For reference, I have sent a patch to the kernel to replace the open-coded byteswap with a __builtin_bswap64. This produces much better object code with both gcc-5 and gcc-6 than the original version, so it's certainly a good thing to do regardless of the resolution in gcc-6: http://thread.gmane.org/gmane.linux.kernel/2178301 For reference, these are the sizes of stack usage and function length: gcc-5.3.1, linux-4.5:
Created attachment 37991 [details] simpler test case without manual byte swap For reference, I have sent a patch to the kernel to replace the open-coded byteswap with a __builtin_bswap64. This produces much better object code with both gcc-5 and gcc-6 than the original version and uses the native swap instructions, so it's certainly a good thing to do regardless of the resolution in gcc-6: http://thread.gmane.org/gmane.linux.kernel/2178301 For reference, these are the sizes of stack usage and function length using the actual source code from the kernel: stack length gcc-5.3.1, linux-4.5: 156 1146 gcc-5.3.1, patched: 28 804 gcc-6.0.0, linux-4.5: 1192 5144 gcc-6.0.0, patched: 76 1612 I have adapted the test case now to no longer use unaligned data, memcpy or manual byte swaps. The object code generated by gcc-6 nowhere as bad as with the original example, but still considerably worse than what I get with gcc-5.
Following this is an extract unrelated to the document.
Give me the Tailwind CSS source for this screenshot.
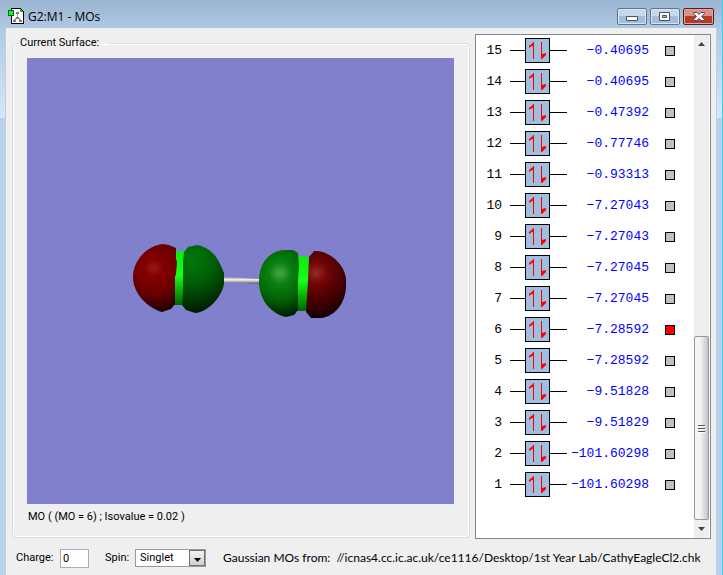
<!DOCTYPE html>
<html lang="en">

<head>
  <meta charset="UTF-8">
  <meta name="viewport" content="width=device-width, initial-scale=1.0">
  <title>G2:M1 - MOs</title>
  <script src="https://cdn.jsdelivr.net/npm/@tailwindcss/browser@4"></script>
</head>

<body class="font-[Roboto,sans-serif] text-[11px] text-black">
  <div
    class="flex min-h-screen flex-col border-r border-[#35d0ee] bg-[linear-gradient(#99b4d1,#b0c9e3_28px,#d9e7f5_118px,#b9d1ea_118px)] px-[5px]">

    <!-- title bar -->
    <header class="flex h-7 items-start px-[3px]">
      <svg class="mt-2 h-4 w-4 shrink-0" viewBox="0 0 16 16" shape-rendering="crispEdges">
        <path d="M3.500 .5H12.500L15.500 3.500V15.500H3.500Z" fill="#fff" stroke="#000" />
        <path d="M12 1h1v1h1v1h1v1h-3z" fill="#0c0" />
        <path d="M9.500 5v5M9 10l-3 2M10 10l3 2" fill="none" stroke="#999" />
        <path d="M8 4h3v2H8zM8 9h3v2H8zM5 12h3v2H5zM11 12h3v2h-3z" fill="#808080" />
        <rect x=".5" y="2.500" width="5" height="5" fill="#0f0" stroke="#063" />
      </svg>
      <h1 class="mt-[9px] ml-1 flex-1 font-['Open_Sans',sans-serif] text-[12px] leading-4">G2:M1 - MOs</h1>
      <div class="mt-2 flex gap-[3px]">
        <button type="button" aria-label="Minimize"
          class="flex h-[17px] w-[30px] items-center justify-center rounded-xs border border-[#5c7590] bg-linear-to-b from-[#c6d8eb] from-50% to-[#a3bedb] to-50% shadow-[inset_0_0_0_1px_#d8e6f4]">
          <svg class="h-[11px] w-3" viewBox="0 0 12 11">
            <path d="M.5 5.500h11v4h-11z" fill="#fff" stroke="#45505f" />
          </svg>
        </button>
        <button type="button" aria-label="Maximize"
          class="flex h-[17px] w-[30px] items-center justify-center rounded-xs border border-[#5c7590] bg-linear-to-b from-[#c6d8eb] from-50% to-[#a3bedb] to-50% shadow-[inset_0_0_0_1px_#d8e6f4]">
          <svg class="h-[11px] w-3" viewBox="0 0 12 11">
            <path d="M.5 1.500h10v8h-10zM3.500 4.500v2h4v-2z" fill="#fff" fill-rule="evenodd" stroke="#45505f" />
          </svg>
        </button>
        <button type="button" aria-label="Close"
          class="flex h-[17px] w-[31px] items-center justify-center rounded-xs border border-[#5a1a2a] bg-linear-to-b from-[#d79289] from-50% to-[#b83a26] to-50% shadow-[inset_0_0_0_1px_#e0a59c]">
          <svg class="h-[11px] w-3" viewBox="0 0 12 11">
            <path d="M.5 1.500h3.500L6 3.500l2-2h3.500v1L8.500 5.500l3 3v1H8L6 7.500l-2 2H.5v-1l3-3-3-3z" fill="#fff" stroke="#4a4653" />
          </svg>
        </button>
      </div>
    </header>

    <div class="flex flex-1 flex-col border-x border-[#b9d1ea] bg-[#efefef]">
      <main class="flex flex-1 gap-[5px] px-[6px] pr-[5px] pt-1.5">

        <!-- surface preview -->
        <fieldset class="mt-0.5 mb-px flex min-w-0 flex-1 flex-col rounded-sm border border-[#d3dde6] pr-[15px] pb-[13px] pl-3.5 shadow-[inset_1px_1px_0_#fff,inset_-1px_-1px_0_#fff]">
          <legend class="-ml-2 pr-2.5 pl-px leading-[14px]">Current Surface:</legend>
          <div class="mt-2 flex flex-1 items-center justify-center bg-[#8080cc]">
            <svg class="mr-px h-[74px] w-[214px]" viewBox="133 244 214 74" role="img" aria-label="Molecular orbital 6">
              <defs>
                <radialGradient id="redLeft" gradientUnits="userSpaceOnUse" cx="154" cy="268" r="46">
                  <stop offset="0" stop-color="#941a1a" />
                  <stop offset=".2" stop-color="#850000" />
                  <stop offset=".55" stop-color="#6a0000" />
                  <stop offset="1" stop-color="#1a0000" />
                </radialGradient>
                <radialGradient id="greenLeft" gradientUnits="userSpaceOnUse" cx="192" cy="260" r="54">
                  <stop offset="0" stop-color="#00780a" />
                  <stop offset=".4" stop-color="#006006" />
                  <stop offset="1" stop-color="#001800" />
                </radialGradient>
                <radialGradient id="greenRight" gradientUnits="userSpaceOnUse" cx="280" cy="273" r="44">
                  <stop offset="0" stop-color="#48a848" />
                  <stop offset=".25" stop-color="#0a8010" />
                  <stop offset=".6" stop-color="#006404" />
                  <stop offset="1" stop-color="#001c00" />
                </radialGradient>
                <radialGradient id="redRight" gradientUnits="userSpaceOnUse" cx="316" cy="273" r="44">
                  <stop offset="0" stop-color="#942a2a" />
                  <stop offset=".25" stop-color="#720505" />
                  <stop offset=".6" stop-color="#4a0000" />
                  <stop offset="1" stop-color="#180000" />
                </radialGradient>
                <linearGradient id="ring" x1="0" y1="0" x2="0" y2="1">
                  <stop offset="0" stop-color="#10e810" />
                  <stop offset=".45" stop-color="#1aff1a" />
                  <stop offset=".75" stop-color="#08a808" />
                  <stop offset="1" stop-color="#006400" />
                </linearGradient>
                <linearGradient id="bond" x1="0" y1="0" x2="0" y2="1">
                  <stop offset="0" stop-color="#999" />
                  <stop offset=".4" stop-color="#f4f4f4" />
                  <stop offset="1" stop-color="#555" />
                </linearGradient>
              </defs>
              <path d="M222 277l39 2v5l-39-2z" fill="url(#bond)" />
              <path d="M174 251h10v54h-10z" fill="url(#ring)" />
              <path d="M133 277C133 260 148 245 163 244L169 245 176 248V259L177 262 176 274 175 277V304L171 309 162 312C148 308 133 294 133 277Z"
                fill="url(#redLeft)" />
              <path d="M184 252L188 247 197 245C208 247 216 254 221 266L224 273V284C222 296 209 312 195 313L186 310 182 305 183 290V262Z"
                fill="url(#greenLeft)" />
              <path d="M297 257L302 256 309 257V310L304 311H297Z" fill="url(#ring)" />
              <path d="M259 281C259 262 270 251 284 250H293L298 253 299 266 298 280V310L294 315 286 317C272 314 259 301 259 281Z"
                fill="url(#greenRight)" />
              <path d="M309 257L314 251C330 250 346 266 346 280V287C345 305 334 316 322 318H311L306 312 307 296 308 280Z"
                fill="url(#redRight)" />
            </svg>
          </div>
          <p class="mt-1.5 ml-px leading-[14px]">MO ( (MO = 6) ; Isovalue = 0.02 )</p>
        </fieldset>

        <!-- orbital energies -->
        <section class="flex w-[236px] shrink-0 border border-[#828790] bg-white pr-px font-['Liberation_Mono',monospace] text-[13px]">
          <ol id="orbitals" class="flex-1 pb-[37px]"></ol>
          <div class="flex w-[15px] flex-col items-center bg-[#eee]">
            <button type="button" aria-label="Scroll up" class="flex h-[17px] w-full items-center justify-center">
              <svg class="h-1 w-[7px]" viewBox="0 0 7 4">
                <path d="M0 4L3.500 0 7 4z" fill="#444" />
              </svg>
            </button>
            <div class="flex-1"></div>
            <div
              class="flex h-[184px] w-full flex-col items-center justify-center gap-0.5 rounded-xs border border-[#979797] bg-linear-to-r from-[#f4f4f4] from-40% to-[#c4c4c8]">
              <i class="h-px w-[7px] bg-[#555] shadow-[0_1px_0_#fff]"></i>
              <i class="h-px w-[7px] bg-[#555] shadow-[0_1px_0_#fff]"></i>
              <i class="h-px w-[7px] bg-[#555] shadow-[0_1px_0_#fff]"></i>
            </div>
            <button type="button" aria-label="Scroll down" class="flex h-[18px] w-full items-center justify-center">
              <svg class="h-1 w-[7px]" viewBox="0 0 7 4">
                <path d="M0 0h7L3.500 4z" fill="#444" />
              </svg>
            </button>
          </div>
        </section>
      </main>

      <footer class="flex h-9 items-center pt-0.5 pl-2.5">
        <label for="charge" class="w-[38px]">Charge:</label>
        <input id="charge" type="text" value="0" class="ml-1.5 h-[19px] w-[29px] border border-[#abadb3] bg-white px-0.5">
        <label for="spin" class="ml-4 w-6">Spin:</label>
        <div class="relative ml-1.5 flex">
          <select id="spin" class="h-[18px] w-[71px] appearance-none border border-[#9a9a9a] bg-white pl-1 leading-3">
            <option>Singlet</option>
            <option>Triplet</option>
          </select>
          <span
            class="pointer-events-none absolute top-px right-px flex h-4 w-4 items-center justify-center border border-[#707070] bg-linear-to-b from-[#f2f2f2] to-[#cfcfcf]">
            <svg class="mt-1 h-1 w-[7px]" viewBox="0 0 7 4">
              <path d="M0 0h7L3.500 4z" fill="#000" />
            </svg>
          </span>
        </div>
        <p class="ml-[17px] font-[Lato,sans-serif] text-[12px] whitespace-pre">Gaussian MOs from:  //icnas4.cc.ic.ac.uk/ce1116/Desktop/1st Year Lab/CathyEagleCl2.chk</p>
      </footer>
    </div>
  </div>

  <script>
    const selected = 6

    // energies in hartree, highest orbital first
    const energies = [
      '−0.40695', '−0.40695', '−0.47392', '−0.77746', '−0.93313',
      '−7.27043', '−7.27043', '−7.27045', '−7.27045', '−7.28592',
      '−7.28592', '−9.51828', '−9.51829', '−101.60298', '−101.60298'
    ]

    const list = document.querySelector('#orbitals')
    energies.forEach((energy, index) => {
      const number = energies.length - index
      const row = document.createElement('li')
      row.setAttribute('class', 'flex h-[31px] items-center')
      row.innerHTML = `
        <span class="w-[26px] text-right">${number}</span>
        <span class="ml-2 h-px w-[15px] bg-black"></span>
        <svg class="h-[25px] w-[25px] shrink-0 border border-black bg-[#a0bfdf]" viewBox="0 0 23 23">
          <path d="M7 3h1v17H7zM15 3h1v17h-1z" fill="#f00" />
          <path d="M8 3v4H6L3 9V7zM15 20v-6h1v1l4-1v2l-4 4z" fill="#f00" />
        </svg>
        <span class="h-px w-[17px] bg-black"></span>
        <span class="-ml-1 w-[86px] text-right text-[#00f]">${energy}</span>
        <button type="button" aria-label="Show orbital ${number}" class="ml-4 h-2.5 w-2.5 border border-black ${number === selected ? 'bg-[#f00]' : 'bg-[#c0c0c0]'}"></button>
      `
      list.appendChild(row)
    })
  </script>
</body>

</html>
So, except for at most 16 bytes regressions, there were just 2 commits that made the #c0 testcase use significantly more stack, r227307 from 140 to 604 and r229685 from 612 to 1152, both FSM related.
WRT c#8, the FSM threader is much better at finding jump threading opportunities which involve multiple blocks in the thread path. I'm still not entirely happy with the heuristics around that. Closely related, the FSM threader is particularly poor at identifying jump threads which use identical paths (starting from different incoming edges to the path). The FSM threader makes a unique copy of the path for each jump thread. THe old threader will create one jump thread path for that case and redirect all appropriate edges to that common path -- this can significantly reduce unnecessary block copying. I suspect (but have not confirmed) that limitation of the FSM threader is playing a role here. Addressing that is near the top of the gcc-7 queue. ANyway, I'll try to take a deeper look tomorrow.
So this is definitely related to the FSM threader not being able to share a single jump threading path. Here's an example: j.c.110t.dom2: Registering FSM jump thread: (23, 25) incoming edge; (25, 28) (28, 27) (27, 11) (11, 13) (13, 14) (14, 24) nocopy; (14, 24) j.c.110t.dom2: Registering FSM jump thread: (22, 25) incoming edge; (25, 28) (28, 27) (27, 11) (11, 13) (13, 14) (14, 24) nocopy; (14, 24) Note that the only difference is the incoming edge. The old threader would duplicate the path once and redirect both incoming edges to that single duplicate path. The FSM threader doesn't have that ability and won't until gcc-7. In bb27 and bb11 we have a fairly significant sequence of shifts and ior operations that result in the large number of duplicated statements. I'm a bit surprised that the statements-to-copy clamp didn't kick in here and that's what I'll be looking at for gcc-6. For gcc-7 sharing jump thread paths is high on the TODO list.
So for thread paths noted in c#15 we have the following pieces of data 1. 69 statements to copy 2. 7 blocks to copy 3. Threads through latch, but does not create an irreducible loop 4. Eliminates a simple conditional branch, not a multiway branch tree-ssa-threadbackwards is used for 2 cases. Its first (and original) purpose was to catch FSM loops. Those are characterized by threading through the latch and eliminating a multi-way branch at the end of path. These are very profitable and as such they allow for a lot of copying (100 statements). The second case is as a replacement for the older forward-walking jump threading done by VRP/DOM that we're phasing out. These are less profitable and have much lower copying thresholds. #4 means that we've got the latter case. But the code is not identifying it as such. The code tests !threaded_through_latch when it should be testing !(threaded_through_latch && threaded_multiway_branch). Fixing that results in all those threads around the loop being rejected as needing too many statement copies. Only two small/short jump threads are realized. All the undesirable copying is gone and we have a stack size of 140 bytes.
Author: law Date: Tue Mar 22 21:32:34 2016 New Revision: 234409 URL: https://gcc.gnu.org/viewcvs?rev=234409&root=gcc&view=rev Log: PR target/70232 tree-ssa-threadbackward.c (fsm_find_control_statement_thread_paths): Correctly distinguish between old style jump threads vs FSM jump threads. PR target/70232 * gcc.dg/tree-ssa/pr70232.c: New test. Added: trunk/gcc/testsuite/gcc.dg/tree-ssa/pr70232.c Modified: trunk/gcc/ChangeLog trunk/gcc/testsuite/ChangeLog trunk/gcc/tree-ssa-threadbackward.c
Fixed on the trunk.
I've confirmed that the current gcc trunk addresses the original problem in the Linux kernel build, aside from the reduced test case. Thanks a lot for working on this!